June 1, 2021

PUBLISHER’S CORNER

By Eloise Graham

That Special Bond Between Father and Daughter

Is there really a different bond between mother/daughter, mother/son, father/daughter or father/son? When I was in the throes of raising our son and two daughters I didn’t think about any “special” bond. I felt like my husband and I bonded with each one equally, loved them equally as the wonderful gifts of life that they were.

Then other night I was watching some old films that got me to thinking. In the 1950 movie “Tea for Two,” Nanette Carter (Doris Day) and Jimmy Smith (Gordon MacRae) sing a duet of the same title. In it he talks about raising a family, “A boy for you, a girl for me.” Then in the 1956 movie “Carousel,” Billy Bigelow (Gordon MacRae) does a seven minute soliloquy/song to his unborn child. For over four minutes he talks about all the great things he will do with his son Bill. Suddenly it dawns on him that the baby might be a girl. He states, “You can have fun with a son but you have to be a father to a girl.”

So I started thinking about the bond between my dad and me. He passed away while I was in grade school, but I have many fond memories of things we did together. We would drink root beer and eat black jelly beans, both of which my mom disliked. He would wink at me when he would offer some to Mom, knowing she would decline. I would giggle. I would follow him around in the garden “helping” him. I enjoyed that time together. On occasional Saturday mornings, he would take me to the factory with him. He had an office in the main building that I had been to many times, but on Saturdays I would get to go into the foundry and roundhouse with him. No work was going on on Saturdays so I could go explore those places. One time my mom told me she had never been down there. I felt special and privileged, a special bond with Dad. Shortly before he died, I was in his hospital room. He called me his “Princess,” told me that I always had been.

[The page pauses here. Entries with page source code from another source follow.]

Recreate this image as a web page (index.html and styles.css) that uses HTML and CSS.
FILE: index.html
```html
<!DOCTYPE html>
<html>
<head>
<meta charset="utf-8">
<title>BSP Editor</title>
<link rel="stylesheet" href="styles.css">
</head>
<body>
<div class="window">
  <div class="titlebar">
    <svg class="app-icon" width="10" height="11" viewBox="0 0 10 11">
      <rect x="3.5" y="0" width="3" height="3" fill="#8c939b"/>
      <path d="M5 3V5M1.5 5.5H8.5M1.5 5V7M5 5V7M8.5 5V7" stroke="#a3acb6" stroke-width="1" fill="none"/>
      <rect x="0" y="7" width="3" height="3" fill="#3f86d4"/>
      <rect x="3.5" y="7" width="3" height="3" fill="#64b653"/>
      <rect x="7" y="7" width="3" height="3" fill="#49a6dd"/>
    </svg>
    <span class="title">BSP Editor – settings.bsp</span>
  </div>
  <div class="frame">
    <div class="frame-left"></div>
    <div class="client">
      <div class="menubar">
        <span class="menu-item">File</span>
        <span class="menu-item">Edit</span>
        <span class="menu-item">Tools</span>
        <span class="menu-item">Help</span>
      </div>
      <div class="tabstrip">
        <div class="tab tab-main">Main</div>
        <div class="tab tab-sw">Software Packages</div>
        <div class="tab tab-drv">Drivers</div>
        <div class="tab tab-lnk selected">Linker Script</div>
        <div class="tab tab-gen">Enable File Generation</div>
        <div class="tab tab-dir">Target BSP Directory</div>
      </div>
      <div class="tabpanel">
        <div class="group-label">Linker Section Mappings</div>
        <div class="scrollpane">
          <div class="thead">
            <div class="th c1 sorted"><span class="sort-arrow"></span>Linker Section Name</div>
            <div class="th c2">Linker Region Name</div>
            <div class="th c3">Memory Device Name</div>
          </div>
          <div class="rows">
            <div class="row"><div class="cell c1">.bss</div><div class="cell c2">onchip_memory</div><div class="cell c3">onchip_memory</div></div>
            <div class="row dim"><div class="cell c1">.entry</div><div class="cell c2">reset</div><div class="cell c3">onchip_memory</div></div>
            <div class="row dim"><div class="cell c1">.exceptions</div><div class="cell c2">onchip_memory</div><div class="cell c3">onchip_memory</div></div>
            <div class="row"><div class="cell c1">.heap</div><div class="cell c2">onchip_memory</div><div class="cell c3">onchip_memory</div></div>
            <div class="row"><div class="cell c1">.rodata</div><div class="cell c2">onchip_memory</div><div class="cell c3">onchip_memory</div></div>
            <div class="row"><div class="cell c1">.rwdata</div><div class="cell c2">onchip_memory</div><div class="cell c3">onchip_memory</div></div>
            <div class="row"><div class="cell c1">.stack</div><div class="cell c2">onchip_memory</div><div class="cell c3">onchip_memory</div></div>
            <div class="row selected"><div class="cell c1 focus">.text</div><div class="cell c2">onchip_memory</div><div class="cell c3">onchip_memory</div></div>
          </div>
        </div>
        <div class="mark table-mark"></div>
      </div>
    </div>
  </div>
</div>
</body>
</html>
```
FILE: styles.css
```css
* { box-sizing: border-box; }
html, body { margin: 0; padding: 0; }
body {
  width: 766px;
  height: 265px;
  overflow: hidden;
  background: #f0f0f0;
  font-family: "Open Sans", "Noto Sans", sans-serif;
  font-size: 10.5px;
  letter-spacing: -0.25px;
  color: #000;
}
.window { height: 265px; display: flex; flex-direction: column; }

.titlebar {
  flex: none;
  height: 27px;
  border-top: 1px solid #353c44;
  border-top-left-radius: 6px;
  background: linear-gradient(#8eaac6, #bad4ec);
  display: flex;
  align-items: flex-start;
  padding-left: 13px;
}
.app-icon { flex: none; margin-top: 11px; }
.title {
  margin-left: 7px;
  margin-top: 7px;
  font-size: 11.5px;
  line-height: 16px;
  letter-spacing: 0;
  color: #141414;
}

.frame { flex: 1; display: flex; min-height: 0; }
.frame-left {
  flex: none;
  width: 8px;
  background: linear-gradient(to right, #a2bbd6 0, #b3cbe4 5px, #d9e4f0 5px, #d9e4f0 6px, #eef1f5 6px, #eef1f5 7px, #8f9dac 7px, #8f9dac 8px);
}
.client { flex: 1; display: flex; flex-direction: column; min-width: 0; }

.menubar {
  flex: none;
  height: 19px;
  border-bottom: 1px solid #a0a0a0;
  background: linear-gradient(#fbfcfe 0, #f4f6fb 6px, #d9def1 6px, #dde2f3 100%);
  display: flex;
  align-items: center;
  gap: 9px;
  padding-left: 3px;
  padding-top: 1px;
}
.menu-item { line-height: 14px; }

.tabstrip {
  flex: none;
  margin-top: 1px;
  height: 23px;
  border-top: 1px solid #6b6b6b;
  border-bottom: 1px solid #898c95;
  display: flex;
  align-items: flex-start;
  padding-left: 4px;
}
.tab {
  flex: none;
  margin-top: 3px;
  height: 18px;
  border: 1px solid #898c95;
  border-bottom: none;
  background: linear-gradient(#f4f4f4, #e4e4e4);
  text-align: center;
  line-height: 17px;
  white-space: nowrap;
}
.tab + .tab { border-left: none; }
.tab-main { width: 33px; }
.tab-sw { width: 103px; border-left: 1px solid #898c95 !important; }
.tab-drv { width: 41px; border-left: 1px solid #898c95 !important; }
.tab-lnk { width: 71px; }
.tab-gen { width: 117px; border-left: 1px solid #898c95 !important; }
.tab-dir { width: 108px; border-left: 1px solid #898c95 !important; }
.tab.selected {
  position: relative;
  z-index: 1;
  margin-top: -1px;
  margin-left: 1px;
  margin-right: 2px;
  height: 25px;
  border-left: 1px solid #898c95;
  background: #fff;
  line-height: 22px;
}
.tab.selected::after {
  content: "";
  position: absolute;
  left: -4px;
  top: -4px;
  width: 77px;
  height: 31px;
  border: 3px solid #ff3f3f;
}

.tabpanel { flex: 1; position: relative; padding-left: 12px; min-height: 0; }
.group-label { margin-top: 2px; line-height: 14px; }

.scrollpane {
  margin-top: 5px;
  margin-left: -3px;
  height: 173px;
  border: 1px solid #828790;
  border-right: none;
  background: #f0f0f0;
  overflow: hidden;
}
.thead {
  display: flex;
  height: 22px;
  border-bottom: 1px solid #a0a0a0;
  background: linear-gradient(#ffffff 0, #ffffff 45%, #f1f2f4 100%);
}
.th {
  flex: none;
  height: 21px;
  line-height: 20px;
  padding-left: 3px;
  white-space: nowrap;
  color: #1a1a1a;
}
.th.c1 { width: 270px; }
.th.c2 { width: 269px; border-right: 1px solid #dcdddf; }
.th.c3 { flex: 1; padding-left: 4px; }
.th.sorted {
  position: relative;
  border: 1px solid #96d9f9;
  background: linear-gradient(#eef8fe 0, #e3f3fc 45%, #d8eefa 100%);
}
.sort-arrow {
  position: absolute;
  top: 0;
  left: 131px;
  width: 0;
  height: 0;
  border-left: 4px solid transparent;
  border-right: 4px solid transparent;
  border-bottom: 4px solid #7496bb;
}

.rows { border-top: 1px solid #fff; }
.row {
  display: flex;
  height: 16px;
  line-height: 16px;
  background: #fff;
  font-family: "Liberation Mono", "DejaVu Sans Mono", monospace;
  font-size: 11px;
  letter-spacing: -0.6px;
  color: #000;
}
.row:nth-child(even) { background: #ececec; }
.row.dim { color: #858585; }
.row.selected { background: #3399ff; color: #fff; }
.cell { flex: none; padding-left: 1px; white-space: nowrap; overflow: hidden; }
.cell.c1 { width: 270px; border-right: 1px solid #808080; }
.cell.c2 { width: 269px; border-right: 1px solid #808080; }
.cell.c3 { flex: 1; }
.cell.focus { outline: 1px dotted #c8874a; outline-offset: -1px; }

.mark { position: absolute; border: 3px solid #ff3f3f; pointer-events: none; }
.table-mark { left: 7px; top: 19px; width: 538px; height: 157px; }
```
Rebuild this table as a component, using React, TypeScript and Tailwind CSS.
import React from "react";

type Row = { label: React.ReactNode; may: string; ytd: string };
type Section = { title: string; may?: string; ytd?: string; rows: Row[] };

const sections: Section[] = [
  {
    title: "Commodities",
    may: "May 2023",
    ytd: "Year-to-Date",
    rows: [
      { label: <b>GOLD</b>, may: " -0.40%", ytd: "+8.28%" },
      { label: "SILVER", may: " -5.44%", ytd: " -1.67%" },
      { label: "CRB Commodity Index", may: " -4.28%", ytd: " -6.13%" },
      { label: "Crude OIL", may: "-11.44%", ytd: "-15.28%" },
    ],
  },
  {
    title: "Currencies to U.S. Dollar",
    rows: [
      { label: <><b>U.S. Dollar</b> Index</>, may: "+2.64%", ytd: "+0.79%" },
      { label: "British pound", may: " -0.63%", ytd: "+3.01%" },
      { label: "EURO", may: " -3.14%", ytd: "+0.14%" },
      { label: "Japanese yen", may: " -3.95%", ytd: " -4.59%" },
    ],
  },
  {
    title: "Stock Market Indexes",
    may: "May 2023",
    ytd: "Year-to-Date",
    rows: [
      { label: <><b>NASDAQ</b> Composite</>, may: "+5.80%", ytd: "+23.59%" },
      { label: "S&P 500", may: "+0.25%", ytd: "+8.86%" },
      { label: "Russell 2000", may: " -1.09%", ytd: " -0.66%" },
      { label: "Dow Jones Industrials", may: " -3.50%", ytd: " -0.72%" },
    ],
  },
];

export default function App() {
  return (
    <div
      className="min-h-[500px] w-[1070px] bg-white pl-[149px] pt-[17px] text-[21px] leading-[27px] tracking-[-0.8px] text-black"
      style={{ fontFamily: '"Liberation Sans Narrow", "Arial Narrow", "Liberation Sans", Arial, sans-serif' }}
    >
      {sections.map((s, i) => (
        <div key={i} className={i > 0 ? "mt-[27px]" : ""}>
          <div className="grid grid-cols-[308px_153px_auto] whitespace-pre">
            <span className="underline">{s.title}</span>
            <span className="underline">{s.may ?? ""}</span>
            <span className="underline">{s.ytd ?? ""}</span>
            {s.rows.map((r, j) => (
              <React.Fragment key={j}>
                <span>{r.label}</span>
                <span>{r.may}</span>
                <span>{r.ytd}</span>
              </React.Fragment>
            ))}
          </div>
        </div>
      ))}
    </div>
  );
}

Now I look back and can see there was a special bond between my husband and our daughters. They shared a lot of special times together. Waterskiing, downhill skiing, camping and campfires, watching their sports (every game) and many other experiences. He gave them advice about their futures, jobs, finances and men. I also saw the bond he had with our granddaughters. He enjoyed being able to take them to the Sugar Plum Ball. Taking them boating and on motorcycle rides. These lovely ladies were his “Princesses.”

So I am sending Father’s Day wishes to all of you fathers, father-in-laws, stepfathers, grandfathers, uncles and other male father figures who have instilled your wisdom, insight and moral fiber into the hearts of the “Princesses” in your lives.